Q: DON’T SIMPLE CHURCHES BECOME LITTLE GROUPS CUT OFF FROM THE REST OF THE BODY OF CHRIST?
Every natural family is part of an extended family. The same is true for spiritual families. Networking is very important for a simple church. Isolated churches of any kind are unhealthy. We build networks of leaders who meet regularly.
We also have a variety of ways to cross-pollinate with one another, including celebrations, teaching meetings, gatherings for men or women, birthday parties, special outings, etc.
Q: YOU TALK A LOT ABOUT CHURCH PPLANTING. HOW DOES THIS HAPPEN?

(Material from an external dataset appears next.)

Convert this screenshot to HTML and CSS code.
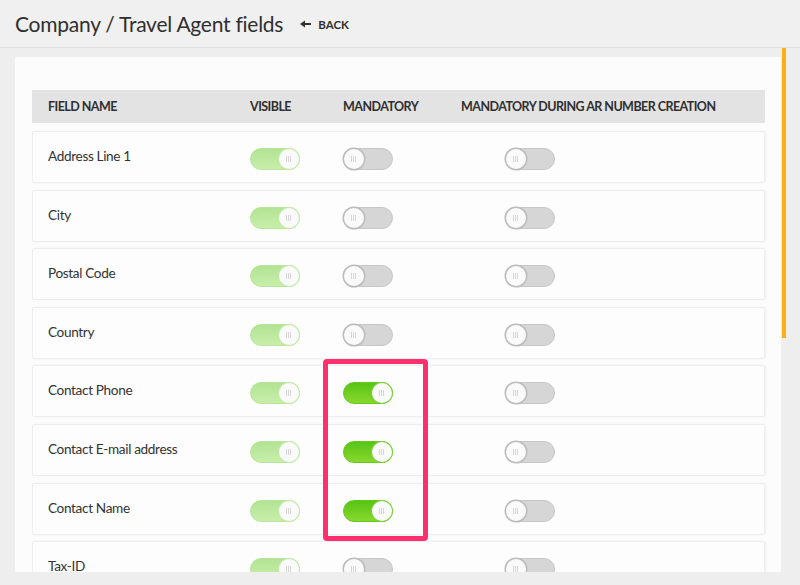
FILE: index.html
```html
<!DOCTYPE html>
<html>
<head>
<meta charset="utf-8">
<link rel="stylesheet" href="styles.css">
</head>
<body>
<header class="topbar">
  <h1 class="title">Company / Travel Agent fields</h1>
  <a class="back" href="#"><svg class="arrow" width="11" height="8" viewBox="0 0 11 8"><path d="M0 4 L5 0.5 L5 7.5 Z" fill="#2f2f2f"/><rect x="4" y="3" width="7" height="2" fill="#2f2f2f"/></svg>BACK</a>
</header>
<div class="viewport">
  <div class="card">
    <div class="thead">
      <div>FIELD NAME</div>
      <div>VISIBLE</div>
      <div>MANDATORY</div>
      <div>MANDATORY DURING AR NUMBER CREATION</div>
    </div>
    <div class="rows">
      <div class="row"><div class="name">Address Line 1</div><div><span class="tg vis"><i></i></span></div><div><span class="tg off"><i></i></span></div><div><span class="tg off ar"><i></i></span></div></div>
      <div class="row"><div class="name">City</div><div><span class="tg vis"><i></i></span></div><div><span class="tg off"><i></i></span></div><div><span class="tg off ar"><i></i></span></div></div>
      <div class="row"><div class="name">Postal Code</div><div><span class="tg vis"><i></i></span></div><div><span class="tg off"><i></i></span></div><div><span class="tg off ar"><i></i></span></div></div>
      <div class="row"><div class="name">Country</div><div><span class="tg vis"><i></i></span></div><div><span class="tg off"><i></i></span></div><div><span class="tg off ar"><i></i></span></div></div>
      <div class="row"><div class="name">Contact Phone</div><div><span class="tg vis"><i></i></span></div><div><span class="tg on"><i></i></span></div><div><span class="tg off ar"><i></i></span></div></div>
      <div class="row"><div class="name">Contact E-mail address</div><div><span class="tg vis"><i></i></span></div><div><span class="tg on"><i></i></span></div><div><span class="tg off ar"><i></i></span></div></div>
      <div class="row"><div class="name">Contact Name</div><div><span class="tg vis"><i></i></span></div><div><span class="tg on"><i></i></span></div><div><span class="tg off ar"><i></i></span></div></div>
      <div class="row"><div class="name">Tax-ID</div><div><span class="tg vis"><i></i></span></div><div><span class="tg off"><i></i></span></div><div><span class="tg off ar"><i></i></span></div></div>
    </div>
    <div class="highlight"></div>
  </div>
  <div class="thumb"></div>
</div>
</body>
</html>
```
FILE: styles.css
```css
* { box-sizing: border-box; }
html, body { margin: 0; padding: 0; }
body {
  background: #eeeeee;
  font-family: "Lato", "Liberation Sans", sans-serif;
  color: #333;
  width: 800px;
  height: 585px;
  overflow: hidden;
}
.topbar {
  height: 48px;
  border-bottom: 1px solid #e0e0e0;
  background: #f0f0f0;
  display: flex;
  align-items: center;
  padding-left: 15px;
}
.title {
  margin: 0;
  font-weight: 400;
  font-size: 21px;
  color: #2f2f2f;
  letter-spacing: -0.25px;
}
.back {
  margin-left: 17px;
  margin-top: 1px;
  font-size: 11.5px;
  font-weight: 700;
  color: #2f2f2f;
  text-decoration: none;
  display: flex;
  align-items: center;
}
.back .arrow {
  margin-right: 7px;
}
.viewport {
  position: relative;
  height: 524px;
  overflow: hidden;
  padding: 9px 19px 0 15px;
}
.card {
  position: relative;
  background: #fcfcfc;
  padding: 33px 16px 0 17px;
  height: 600px;
}
.thead, .row {
  display: grid;
  grid-template-columns: 202px 93px 118px 1fr;
  padding-left: 16px;
  align-items: center;
}
.thead {
  height: 33px;
  background: #e3e3e3;
  font-size: 12.5px;
  font-weight: 700;
  color: #2f2f2f;
  letter-spacing: -0.55px;
}
.rows {
  display: flex;
  flex-direction: column;
  gap: 6.6px;
  padding-top: 8px;
}
.row {
  height: 52px;
  border: 1px solid #eeeeee;
  border-radius: 2px;
  background: #fdfdfd;
  box-shadow: 1px 0 2px rgba(0,0,0,0.05);
  font-size: 13.6px;
  letter-spacing: -0.35px;
  color: #333;
  padding-left: 15px;
}
.row .name { margin-top: -2px; }
.tg {
  position: relative;
  display: block;
  width: 50px;
  height: 22px;
  border-radius: 11px;
  border: 1px solid #c9c9c9;
  margin-top: 4px;
}
.tg.ar { margin-left: 44px; }
.tg i {
  position: absolute;
  top: 0;
  width: 20px;
  height: 20px;
  border-radius: 50%;
  background: #fafafa;
}
.tg i::after {
  content: "";
  position: absolute;
  left: 7px;
  top: 7px;
  width: 5px;
  height: 6px;
  background: repeating-linear-gradient(90deg, #d6d6d6 0 1px, transparent 1px 2px);
}
.tg.vis {
  background: linear-gradient(#b2e394, #c8eeaa);
  border-color: #b6e69a;
}
.tg.vis i { right: 0; box-shadow: 0 0 0 1px #c2eba5; }
.tg.on {
  background: linear-gradient(#56c515, #8ad72d);
  border-color: #66c71c;
}
.tg.on i { right: 0; box-shadow: 0 0 0 1px #7fd03a; }
.tg.off {
  background: #d6d6d6;
  border-color: #c7c7c7;
}
.tg.off i { left: 0; box-shadow: 0 0 0 1.5px #bcbcbc; }
.highlight {
  position: absolute;
  left: 308px;
  top: 302px;
  width: 105px;
  height: 182px;
  border: 5px solid #fe2f6e;
  border-radius: 4px;
}
.thumb {
  position: absolute;
  right: 14px;
  top: 0;
  width: 4px;
  height: 290px;
  background: #ffae18;
}
```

We train every member in our churches to make disciples of those who do not know Christ. This results in new followers of Christ, which often results in new churches. When new churches are started, people are free to leave or remain with their original groups. In the last six months we saw over 75 new churches start in South Africa with an attendance of between 10-40 people. Some grow larger.
These are only the churches that we are tracking – there are others in other movements. The new churches started mostly with unchurched people. We also do not control or dictate the size of the churches. When planting new churches is the goal, they never grow too large because they are continually sending out members.

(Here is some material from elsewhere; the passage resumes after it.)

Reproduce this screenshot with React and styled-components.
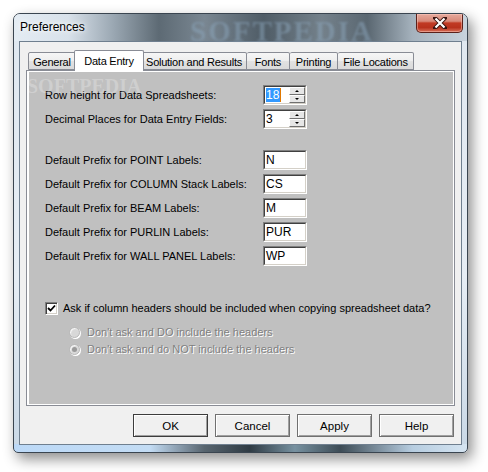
import React from 'react'
import styled, { createGlobalStyle } from 'styled-components'

const GlobalStyle = createGlobalStyle`
  html, body {
    margin: 0;
    padding: 0;
    background: #fff;
  }
  body {
    font-family: "Liberation Sans", Arial, sans-serif;
    font-size: 11px;
    color: #000;
  }
`

const Page = styled.div`
  width: 488px;
  height: 472px;
  padding: 13px 0 0 13px;
  box-sizing: border-box;
`

const Window = styled.div`
  position: relative;
  width: 455px;
  height: 440px;
  box-sizing: border-box;
  border: 1px solid #3a4550;
  border-radius: 7px 7px 5px 5px;
  padding: 0 5px 7px 5px;
  display: flex;
  flex-direction: column;
  background:
    linear-gradient(to right, #bcd9f7 0%, #c3dcf4 30%, #58656f 42%, #2f3b44 52%, #7791a0 62%, #3d4c56 72%, #b7cde0 88%, #d5e4f1 100%) bottom / 100% 8px no-repeat,
    linear-gradient(to bottom, #dfe7ef 0%, #e6edf4 60%, #c9d8e6 100%);
  box-shadow: 4px 6px 14px rgba(0, 0, 0, 0.45);
  overflow: hidden;
`

const TitleBar = styled.div`
  position: relative;
  height: 27px;
  margin: 0 -5px;
  padding: 0 5px 0 6px;
  display: flex;
  justify-content: space-between;
  align-items: flex-start;
  background: linear-gradient(to right, #e4ecf3 0%, #d8e1ea 12%, #9aa7b2 22%, #5d6a74 32%, #7a8792 42%, #4f5c66 55%, #74818b 68%, #5a6771 78%, #a5b2bd 88%, #c8d3dd 100%);
`

const Title = styled.div`
  position: relative;
  z-index: 1;
  margin-top: 6px;
  font-size: 12px;
  color: #000;
  text-shadow: 0 0 8px #fff, 0 0 4px #fff;
`

const Watermark = styled.div`
  position: absolute;
  left: 176px;
  top: 1px;
  font-family: "Liberation Serif", "Times New Roman", serif;
  font-weight: bold;
  font-size: 29px;
  letter-spacing: 2px;
  color: rgba(140, 166, 188, 0.5);
  filter: blur(0.8px);
  pointer-events: none;
`

const CloseButton = styled.div`
  position: relative;
  z-index: 1;
  width: 47px;
  height: 19px;
  margin-right: -1px;
  box-sizing: border-box;
  border: 1px solid #5b211b;
  border-top: none;
  border-radius: 0 0 5px 5px;
  background: linear-gradient(to bottom, #e6a99c 0%, #d88a7a 40%, #c13a24 50%, #b8321d 75%, #d7705a 100%);
  box-shadow: inset 0 0 0 1px rgba(255, 210, 200, 0.45);
  display: flex;
  align-items: center;
  justify-content: center;
`

const Client = styled.div`
  flex: 1;
  box-sizing: border-box;
  background: #f0f0f0;
  border: 1px solid #6f7f8f;
  padding: 8px 6px 7px 6px;
  display: flex;
  flex-direction: column;
`

const TabStrip = styled.div`
  display: flex;
  align-items: flex-end;
  height: 20px;
  padding-left: 2px;
  position: relative;
  z-index: 1;
`

const Tab = styled.div`
  box-sizing: border-box;
  width: ${p => p.$w + (p.$active ? 4 : 0)}px;
  height: ${p => (p.$active ? '21px' : '18px')};
  margin: ${p => (p.$active ? '0 -2px -1px -2px' : '0')};
  padding-top: ${p => (p.$active ? '2px' : '1px')};
  border: 1px solid #898c95;
  border-bottom: ${p => (p.$active ? 'none' : '1px solid #898c95')};
  border-left: ${p => (p.$first || p.$active ? '1px solid #898c95' : 'none')};
  border-radius: 2px 2px 0 0;
  background: ${p => (p.$active ? '#fff' : 'linear-gradient(to bottom, #f6f6f6 0%, #eeeeee 50%, #e2e2e2 51%, #dadada 100%)')};
  font-size: 11px;
  letter-spacing: -0.25px;
  line-height: 16px;
  text-align: center;
  white-space: nowrap;
  position: relative;
  z-index: ${p => (p.$active ? 2 : 1)};
`

const TabPage = styled.div`
  flex: 0 0 336px;
  box-sizing: border-box;
  border: 1px solid #898c95;
  background: #fff;
  padding: 1px 1px 1px 2px;
  display: flex;
`

const Panel = styled.div`
  position: relative;
  flex: 1;
  background: #c0c0c0;
  padding: 13px 0 0 16px;
  overflow: hidden;
`

const PanelMark = styled.div`
  position: absolute;
  left: -2px;
  top: 3px;
  font-family: "Liberation Serif", serif;
  font-weight: bold;
  font-size: 20px;
  color: rgba(255, 255, 255, 0.25);
  pointer-events: none;
`

const Rows = styled.div`
  display: flex;
  flex-direction: column;
  gap: 4px;
  margin-bottom: ${p => p.$after}px;
`

const Row = styled.div`
  display: flex;
  align-items: center;
  height: 20px;
`

const Label = styled.span`
  width: 218px;
  font-size: 11px;
`

const Sunken = styled.div`
  box-sizing: border-box;
  width: 44px;
  height: 20px;
  border-top: 1px solid #808080;
  border-left: 1px solid #808080;
  border-right: 1px solid #fff;
  border-bottom: 1px solid #fff;
  display: flex;
`

const Field = styled.div`
  flex: 1;
  display: flex;
  align-items: center;
  background: #fff;
  border-top: 1px solid #404040;
  border-left: 1px solid #404040;
  border-right: 1px solid #d4d0c8;
  border-bottom: 1px solid #d4d0c8;
  padding-left: 1px;
  font-size: 12px;
  line-height: 14px;
`

const Selected = styled.span`
  background: #3399ff;
  color: #fff;
  border-right: 1px solid #e07800;
  padding: 0 1px 0 0;
`

const Spin = styled.div`
  display: flex;
  flex-direction: column;
  margin-left: auto;
  width: 16px;
  height: 100%;
`

const SpinButton = styled.div`
  flex: 1;
  box-sizing: border-box;
  background: #e6e6e6;
  border-top: 1px solid #fff;
  border-left: 1px solid #fff;
  border-right: 1px solid #707070;
  border-bottom: 1px solid #707070;
  display: flex;
  align-items: center;
  justify-content: center;
`

const Arrow = styled.span`
  width: 0;
  height: 0;
  border-left: 2px solid transparent;
  border-right: 2px solid transparent;
  ${p => (p.$down ? 'border-top: 2px solid #000;' : 'border-bottom: 2px solid #000;')}
`

const CheckRow = styled.label`
  display: flex;
  align-items: center;
  gap: 5px;
  height: 14px;
  margin-left: 0;
`

const Box = styled.span`
  box-sizing: border-box;
  width: 13px;
  height: 13px;
  background: #fff;
  border-top: 1px solid #808080;
  border-left: 1px solid #808080;
  border-right: 1px solid #fff;
  border-bottom: 1px solid #fff;
  box-shadow: inset 1px 1px 0 #404040, inset -1px -1px 0 #d4d0c8;
  display: flex;
  align-items: center;
  justify-content: center;
`

const RadioList = styled.div`
  display: flex;
  flex-direction: column;
  gap: 3px;
  margin: 10px 0 0 24px;
`

const RadioRow = styled.div`
  display: flex;
  align-items: center;
  gap: 7px;
  height: 14px;
  color: #808080;
  text-shadow: 1px 1px 0 #fff;
`

const RadioDot = styled.span`
  position: relative;
  box-sizing: border-box;
  width: 11px;
  height: 11px;
  border-radius: 50%;
  background: #d8d8d8;
  border: 1px solid #b8b8b8;
  box-shadow: 1px 1px 0 #fff, inset 1px 1px 1px rgba(255, 255, 255, 0.8);
  &::after {
    content: '';
    display: ${p => (p.$on ? 'block' : 'none')};
    position: absolute;
    left: 2px;
    top: 2px;
    width: 5px;
    height: 5px;
    border-radius: 50%;
    background: #9a9a9a;
  }
`

const ButtonRow = styled.div`
  display: flex;
  justify-content: flex-end;
  gap: 7px;
  margin-top: 8px;
  padding-right: 1px;
`

const Button = styled.div`
  box-sizing: border-box;
  width: 75px;
  height: 23px;
  background: #f0f0f0;
  border: 1px solid ${p => (p.$default ? '#3c3c3c' : '#707070')};
  box-shadow: inset 1px 1px 0 #fff, inset -1px -1px 0 #a0a0a0;
  display: flex;
  align-items: center;
  justify-content: center;
  font-size: 11.5px;
`

const spinRows = [
  { label: 'Row height for Data Spreadsheets:', value: '18', selected: true },
  { label: 'Decimal Places for Data Entry Fields:', value: '3' },
]

const prefixRows = [
  { label: 'Default Prefix for POINT Labels:', value: 'N' },
  { label: 'Default Prefix for COLUMN Stack Labels:', value: 'CS' },
  { label: 'Default Prefix for BEAM Labels:', value: 'M' },
  { label: 'Default Prefix for PURLIN Labels:', value: 'PUR' },
  { label: 'Default Prefix for WALL PANEL Labels:', value: 'WP' },
]

const tabs = [
  { name: 'General', w: 48 },
  { name: 'Data Entry', w: 66 },
  { name: 'Solution and Results', w: 105 },
  { name: 'Fonts', w: 43 },
  { name: 'Printing', w: 48 },
  { name: 'File Locations', w: 76 },
]

export default function App() {
  return (
    <Page>
      <GlobalStyle />
      <Window>
        <TitleBar>
          <Watermark>SOFTPEDIA</Watermark>
          <Title>Preferences</Title>
          <CloseButton>
            <svg width="14" height="12" viewBox="0 0 14 12">
              <path d="M2 1 L12 11 M12 1 L2 11" stroke="#3a1410" strokeWidth="4" strokeLinecap="square" />
              <path d="M2.5 1.5 L11.5 10.5 M11.5 1.5 L2.5 10.5" stroke="#fff" strokeWidth="2.2" />
            </svg>
          </CloseButton>
        </TitleBar>
        <Client>
          <TabStrip>
            {tabs.map((t, i) => (
              <Tab key={t.name} $w={t.w} $first={i === 0} $active={t.name === 'Data Entry'}>{t.name}</Tab>
            ))}
          </TabStrip>
          <TabPage>
            <Panel>
              <PanelMark>SOFTPEDIA</PanelMark>
              <Rows $after={21}>
                {spinRows.map(r => (
                  <Row key={r.label}>
                    <Label>{r.label}</Label>
                    <Sunken>
                      <Field>
                        {r.selected ? <Selected>{r.value}</Selected> : r.value}
                        <Spin>
                          <SpinButton><Arrow /></SpinButton>
                          <SpinButton><Arrow $down /></SpinButton>
                        </Spin>
                      </Field>
                    </Sunken>
                  </Row>
                ))}
              </Rows>
              <Rows $after={35}>
                {prefixRows.map(r => (
                  <Row key={r.label}>
                    <Label>{r.label}</Label>
                    <Sunken>
                      <Field>{r.value}</Field>
                    </Sunken>
                  </Row>
                ))}
              </Rows>
              <CheckRow>
                <Box>
                  <svg width="9" height="9" viewBox="0 0 9 9">
                    <path d="M1 4 L3.5 6.5 L8 1.5" stroke="#000" strokeWidth="1.8" fill="none" />
                  </svg>
                </Box>
                Ask if column headers should be included when copying spreadsheet data?
              </CheckRow>
              <RadioList>
                <RadioRow><RadioDot />Don't ask and DO include the headers</RadioRow>
                <RadioRow><RadioDot $on />Don't ask and do NOT include the headers</RadioRow>
              </RadioList>
            </Panel>
          </TabPage>
          <ButtonRow>
            <Button $default>OK</Button>
            <Button>Cancel</Button>
            <Button>Apply</Button>
            <Button>Help</Button>
          </ButtonRow>
        </Client>
      </Window>
    </Page>
  )
}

Q: HOW DO YOU PREVENT HERETICAL TEACHING?
This is not a simple church problem, but a wider one affecting the whole Body of Christ. The best defence against false doctrine is for every believer to be firmly grounded in the Word of God. In our churches, we read the Word every week, discuss it and encourage obedience to it. Our leadership is empowering, not controlling. This atmosphere makes it very difficult for anyone to impose false teachings on the groups.
Q: WHO IS THE ‘PASTOR’ OF A TYPICAL SIMPLE CHURCH?
Simple churches do not have pastors in the sense of the congregational church model. Rather, networks of churches develop shared leadership teams of elders and deacons as well as the gifts found in Ephesians 4:11-16.
This leadership serves the churches by encouraging and mentoring. Think of a sports coach. He does not play the game, but coaches the team to play the game. Simple churches are teams of players, not spectators. Everyone is involved in minstry.
Q: HOW IS IT CONTROLLED? HOW DO YOU HOLD LEADERS ACCOUNTABLE?
History has taught us that we cannot control people. When we try, they simply get frustrated, leave and start a new church down the road! True leadership is through example and inspiration.
Leaders are servants. When people deviate from the truth, leaders also need to rebuke and discipline. In a relational setting, this correction is much more successful and easily received. True accountability can only be achieved inside strong, healthy relationships.
Q: WHAT DO YOU TEACH?
The Bible. I know this sounds overly simplistic, but we literally follow the Word of God as closely as possible. Every discipleship group and every church reads the Bible every week and encourages obedience to the Word. Obedience is more important than knowledge. Obedience to the Word is taught, modelled and practised.
People hold one another accountable for growing in obedience to the Word and to Christ. When we fail, which we often do, we pray for and encourage one another. There is a lot of Grace, a lot of acceptance and a lot of laughter.
Q: DOES EACH CHURCH HAVE ITS OWN VISION?
All church visions ultimately come back to the Great Commission in Matthew 28:18-20. We simply stick to this as our vision and mission statement. What greater mission can we have than the one that Jesus gave us? Jesus tells us to go, to make disciples, to baptise and to teach obedience.
The Simple churches that we see starting up around the nation do this more effectively than the congregational churches that I used to lead before.
Q: HOW DO YOU DEAL WITH TITHING AND GIVING?
Our overheads for doing church are very low. Often our teachers, elders and mentors are unpaid, ordinary people. We teach and encourage people to give to the poor, especially to Christian ministries that serve the poor. Every week the groups serve needs amongst one another and sometimes this includes financial giving.
We strongly encourage giving towards church planting. We also encourage honouring elders and teachers financially, according to 1Timothy 5:17 and Galatians 6:6. This does not always mean paying a salary.
Q: WHO ARE THE CHURCHES ALIGNED TO?
Simple churches do not usually align with denominations. Some are completely independent, which is not healthy. Others are aligned to existing congregational churches. The ones we start are mostly connected in networks that align with a church planting team.
Church Planting teams have coaches and mentors. Once a network of churches matures and develops its own leadership, the church planting team will withdraw and act in a mentoring capacity.
Q: HOW DO PEOPLE JOIN?
We don’t grow churches by adding people. We rather plant new churches. Too much of our Western Christianity is about trying to grow churches by taking members from other churches. We don’t target Christians. If a Christian wants to join us, he or she immediately gets promoted to church planter.
We will assist this person to start a new church by coaching and mentoring the process. We are always on the lookout for workers. Every one of our members prays daily for workers to go into the harvest fields and make disciples of the unchurched (Luke 10:2).
Q: ARE CONGREGATIONAL CHURCHES INVOLVED IN PLANTING SIMPLE CHURCHES?
When we started out planting simple churches from normal congregational life, we thought it would be an easy transition. We discovered the words of Jesus in John 12:24 to be true, “Unless a grain of wheat falls to the ground and dies, it can bear no fruit.” We had to die to a lot of Western church culture and personal ambition before we saw the beginnings of a church planting movement. It was not easy.
So if a church and its leadership are prepared to let go of these things, they will be able to see church planting movements birthed. We are partnering with some congregational churches that have a desire to see their communities turn to Christ.